While this may indeed have been an operative factor, it is nevertheless insufficient to explain such a fundamental shift in their ideological thinking. Certainly, the developments in the Arab-Israeli conflict played an important part in their reordering of priorities. In this regard, it is interesting to note another distinction between the two groups. The Jihad has joined the "International Islamic Front Against Jews and Crusaders" responsible for the strikes against the US embassies in Nairobi and Dar es Salaam last August. The Gama'a disassociated itself from involvement in this Front. At the same time, the ambiguity of its stance on the operations underscores the continued presence of an opposition to the pacifist trend within the Gama'a, based primarily in Afghanistan and morally and materially fed by the intensely radical Islamic groups there.
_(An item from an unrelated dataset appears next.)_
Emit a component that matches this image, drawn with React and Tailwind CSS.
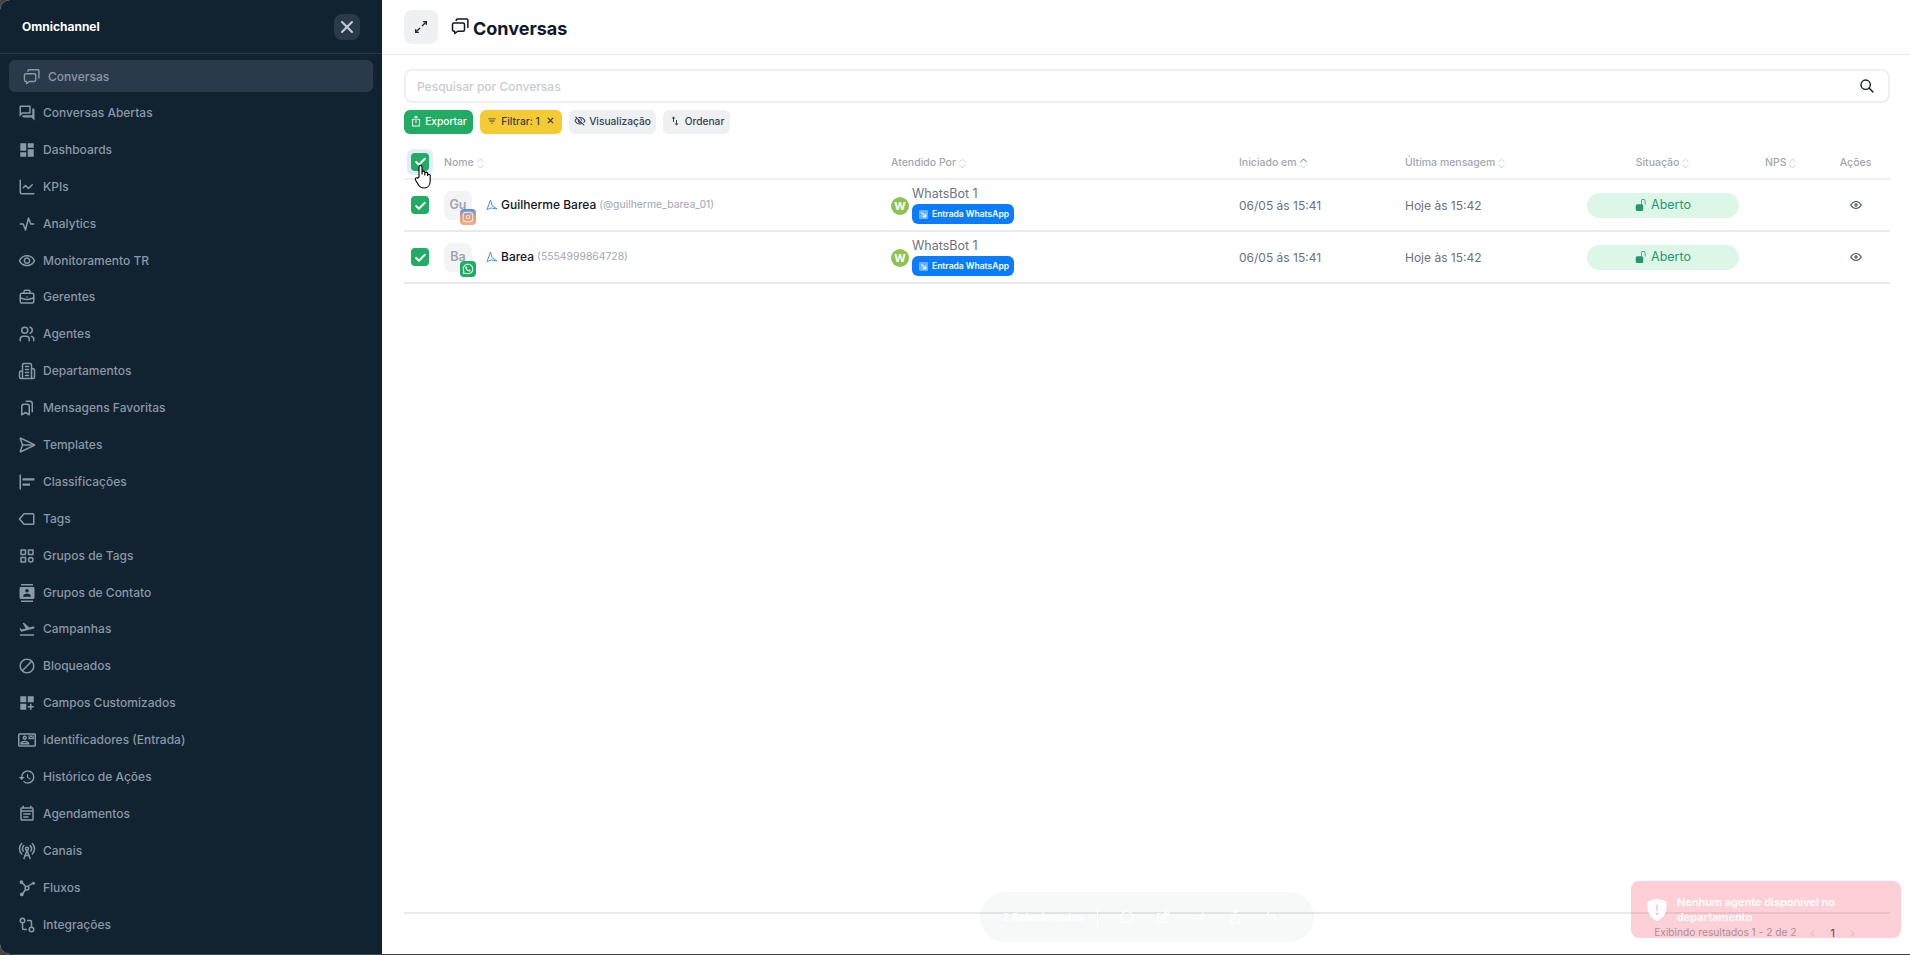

In all events, the evidence suggests that the pacifist reorientation within the Gama'a may soon take clearer shape, in the promulgation of a new charter of principles to supplant the previous declarations in which this group justified its recourse to violence. Such a charter would naturally precipitate a sharper rift between the proponents of the pacifist reorientation, who represent the majority of the Gama'a leadership, and the recalcitrant minority which, should the rift intensify, may eventually split off. Should this occur, the Gama'a will have made the transformation from an extremist religious group to a political grouping operating within society on the basis of an Islamic ideology. Indeed, it is most probably in this form that it will enter the 21st century.


* The writer is an expert at the Al-Ahram Centre for Political and Strategic Studies and the managing editor of the annual State of Religion in Egypt Report.